Two months ago, received some bad news at work. Since I had to work out the schedule and costs for the bosses, and keep it confidential, I did not have time to think about how it affects ME.
Days went by, weeks went by, I was so bogged down with the work. The reality and feelings had no chance to sink in. I know it would affect me for certain, and that’s it. I did not know what will hit me though.
Until few weeks ago, the ball finally started rolling. I finally had the time to take a breather, and everything came tumbling down on me.
Sitting down, looking at the letter that I drafted, written, typed, printed, folded, I was overwhelmed by feelings and emotions. Happy that I finally get the push to start planning for a different future, sad that my journey with the company would be cut short, fear of the uncertainty of the future, doubt the decisions that I would be making……
The events that unfold in the following week, got me heartbroken, sad, worried, confused, angry…… All the plans I had in mind have to hold, my dreams will have to wait again.

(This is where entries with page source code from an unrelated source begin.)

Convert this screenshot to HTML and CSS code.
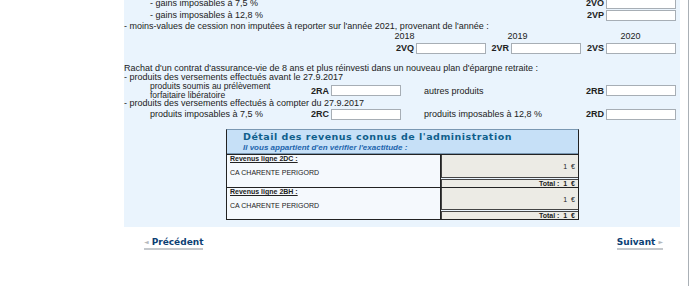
FILE: index.html
```html
<!DOCTYPE html>
<html lang="fr">
<head>
    <meta charset="UTF-8">
    <title>Revenus de capitaux mobiliers</title>
    <link rel="stylesheet" href="styles.css">
</head>
<body>
    <div class="page">
        <div class="panel">
            <div class="row row-field">
                <span class="sub">- gains imposables à 7,5 %</span>
                <span class="field"><b class="code">2VO</b><input type="text"></span>
            </div>
            <div class="row row-field">
                <span class="sub">- gains imposables à 12,8 %</span>
                <span class="field"><b class="code">2VP</b><input type="text"></span>
            </div>
            <div class="row row-text first">- moins-values de cession non imputées à reporter sur l'année 2021, provenant de l'année :</div>
            <div class="row years">
                <span class="year">2018</span>
                <span class="year">2019</span>
                <span class="year">2020</span>
            </div>
            <div class="row year-fields">
                <span class="field"><b class="code">2VQ</b><input type="text"></span>
                <span class="field"><b class="code">2VR</b><input type="text"></span>
                <span class="field"><b class="code">2VS</b><input type="text"></span>
            </div>

            <div class="row row-text rachat">Rachat d'un contrat d'assurance-vie de 8 ans et plus réinvesti dans un nouveau plan d'épargne retraite :</div>
            <div class="row row-text">- produits des versements effectués avant le 27.9.2017</div>
            <div class="row pair tall">
                <span class="pair-label small">produits soumis au prélèvement<br>forfaitaire libératoire</span>
                <span class="field"><b class="code">2RA</b><input type="text"></span>
                <span class="pair-label2">autres produits</span>
                <span class="field"><b class="code">2RB</b><input type="text"></span>
            </div>
            <div class="row row-text">- produits des versements effectués à compter du 27.9.2017</div>
            <div class="row pair">
                <span class="pair-label">produits imposables à 7,5 %</span>
                <span class="field"><b class="code">2RC</b><input type="text"></span>
                <span class="pair-label2">produits imposables à 12,8 %</span>
                <span class="field"><b class="code">2RD</b><input type="text"></span>
            </div>

            <div class="detail">
                <div class="detail-head">
                    <div class="detail-title">Détail des revenus connus de l'administration</div>
                    <div class="detail-sub">Il vous appartient d'en vérifier l'exactitude :</div>
                </div>
                <div class="detail-row">
                    <div class="detail-left">
                        <div class="ligne">Revenus ligne 2DC :</div>
                        <div class="orga">CA CHARENTE PERIGORD</div>
                    </div>
                    <div class="detail-right">
                        <div class="amount">1 &nbsp;€</div>
                        <div class="total">Total : &nbsp;1 &nbsp;€</div>
                    </div>
                </div>
                <div class="detail-row">
                    <div class="detail-left">
                        <div class="ligne">Revenus ligne 2BH :</div>
                        <div class="orga">CA CHARENTE PERIGORD</div>
                    </div>
                    <div class="detail-right">
                        <div class="amount">1 &nbsp;€</div>
                        <div class="total">Total : &nbsp;1 &nbsp;€</div>
                    </div>
                </div>
            </div>
        </div>

        <div class="nav">
            <a href="#" class="nav-link"><span class="arrow prev">&#9668;</span>Précédent</a>
            <a href="#" class="nav-link">Suivant<span class="arrow next">&#9658;</span></a>
        </div>
    </div>
</body>
</html>
```

FILE: styles.css
```css
body {
    margin: 0;
    padding: 0;
    font-family: "Liberation Sans", Arial, sans-serif;
    font-size: 9px;
    color: #222;
    background-color: #fff;
}
.page {
    width: 688px;
    height: 286px;
    border-right: 1px solid #aab0b6;
    overflow: hidden;
}
.panel {
    margin-left: 124px;
    margin-top: -3px;
    width: 556px;
    background-color: #eaf4fd;
    padding-bottom: 7px;
}
.row {
    display: flex;
    align-items: center;
    padding-right: 4px;
}
.row-field {
    height: 12px;
    justify-content: space-between;
}
.sub {
    padding-left: 26px;
}
.row-text {
    height: 9px;
    line-height: 9px;
}
.row-text.first {
    padding-top: 1px;
}
.years {
    justify-content: flex-end;
    height: 8px;
    line-height: 8px;
    padding-top: 1px;
}
.year {
    width: 91px;
    padding-left: 22px;
    text-align: center;
}
.year-fields {
    justify-content: flex-end;
    height: 12px;
    margin-top: 2px;
    gap: 1px;
}
.field {
    display: flex;
    align-items: center;
}
.code {
    width: 22px;
    text-align: right;
    margin-right: 2px;
    font-size: 9px;
}
input[type="text"] {
    box-sizing: border-box;
    width: 70px;
    height: 11px;
    margin: 0;
    padding: 0;
    border: 1px solid #a7aeb5;
    background-color: #fff;
}
.rachat {
    margin-top: 10px;
}
.pair {
    height: 12px;
    padding-left: 26px;
}
.pair.tall {
    height: 17px;
}
.pair-label {
    width: 158px;
    line-height: 8px;
}
.pair-label.small {
    font-size: 8.5px;
    line-height: 8.5px;
}
.pair-label2 {
    width: 159px;
    padding-left: 23px;
}
.detail {
    margin: 9px 0 0 102px;
    width: 351px;
    border: 1px solid #222;
    border-top-color: #7a98b3;
}
.detail-head {
    background-color: #c6e0f7;
    padding: 1px 0 1px 16px;
    border-bottom: 1px solid #7a98b3;
}
.detail-title {
    font-family: "DejaVu Sans", Verdana, sans-serif;
    font-size: 9.5px;
    font-weight: bold;
    color: #0f5f8c;
    line-height: 12px;
    letter-spacing: 0.5px;
}
.detail-sub {
    font-size: 8px;
    font-weight: bold;
    font-style: italic;
    color: #1c64ad;
    line-height: 9px;
}
.detail-row {
    display: flex;
    border-top: 1px solid #222;
}
.detail-left {
    width: 210px;
    background-color: #f5f9fd;
    border-right: 1px solid #222;
    padding-left: 3px;
    font-size: 7px;
}
.ligne {
    font-weight: bold;
    text-decoration: underline;
    line-height: 8px;
}
.orga {
    margin-top: 6px;
}
.detail-right {
    flex: 1;
    font-size: 7px;
    text-align: right;
}
.amount {
    height: 14px;
    padding: 8px 3px 0 0;
    background-color: #ecebe5;
    border: 1px solid #444;
    border-top: none;
    border-right: none;
}
.total {
    margin-top: 1px;
    height: 7px;
    line-height: 7px;
    padding-right: 3px;
    font-weight: bold;
    background-color: #ecebe5;
    border-top: 1px solid #444;
    border-left: 1px solid #444;
}
.detail-row + .detail-row .amount {
    height: 13px;
}
.nav {
    display: flex;
    justify-content: space-between;
    margin: 10px 0 0 144px;
    width: 519px;
}
.nav-link {
    font-family: "DejaVu Sans", Verdana, sans-serif;
    font-size: 9px;
    font-weight: bold;
    color: #0c3f74;
    text-decoration: none;
    border-bottom: 2px solid #c4c8cc;
    padding-bottom: 1px;
}
.arrow {
    color: #b4b8bc;
    font-size: 6px;
    vertical-align: 1px;
}
.arrow.prev {
    margin-right: 3px;
}
.arrow.next {
    margin-left: 3px;
}
```
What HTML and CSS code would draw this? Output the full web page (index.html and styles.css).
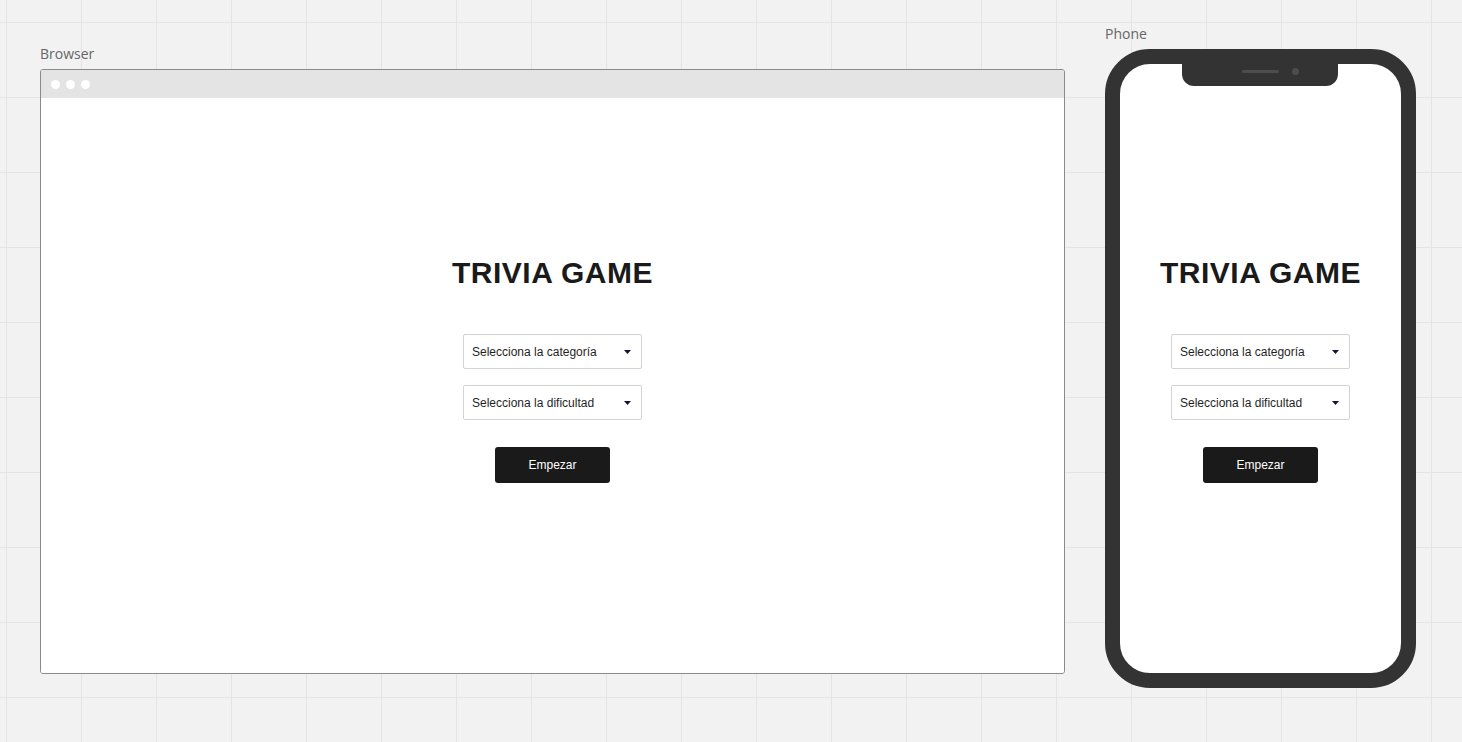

My feelings were so overwhelmed that I couldn’t find a way to let them all out. I sort of swallowed all of them instead of pouring them out. I did talk to Andrew, but I thought I was matured enough to handle my feelings well. The feelings never went away. In fact, they built up so quickly that I wasn’t even aware that I was at the brink of a breakdown. Until one particular night, I got so angry with Andrew during the dinner over something very small. I snapped and cried my heart out in the bathroom, alone.
Later that night, Andrew asked me one question and that was when I couldn’t hold it anymore.
“Hey, are you okay?” He asked.
He must have sensed something. That one simple question was enough to trigger every emotions. I shook my head, that I’m not okay and cried for another 15 minutes.
I didn’t realise I was so tensed and stressed. I didn’t take time to really think about all of it and I brushed it off when it was actually bothering me.
I was at the edge. Not knowing what to do next.
That one question, pulled me back to the situation now and gave me a chance to release it all.
I managed to sort out my thoughts after that. The future is still uncertain, but at least I know what my options are. I still have fear, but knowing that there will still be a future is at least comforting.
If you have friends or family going through a difficult time, please take time to show that you care. Put your hands around their shoulders and ask them with your heart, “are you okay”. Be a good listener, give them a hug and assure them that you’ll be there for them no matter what.
Sometimes, all we need is just a shoulder to cry on.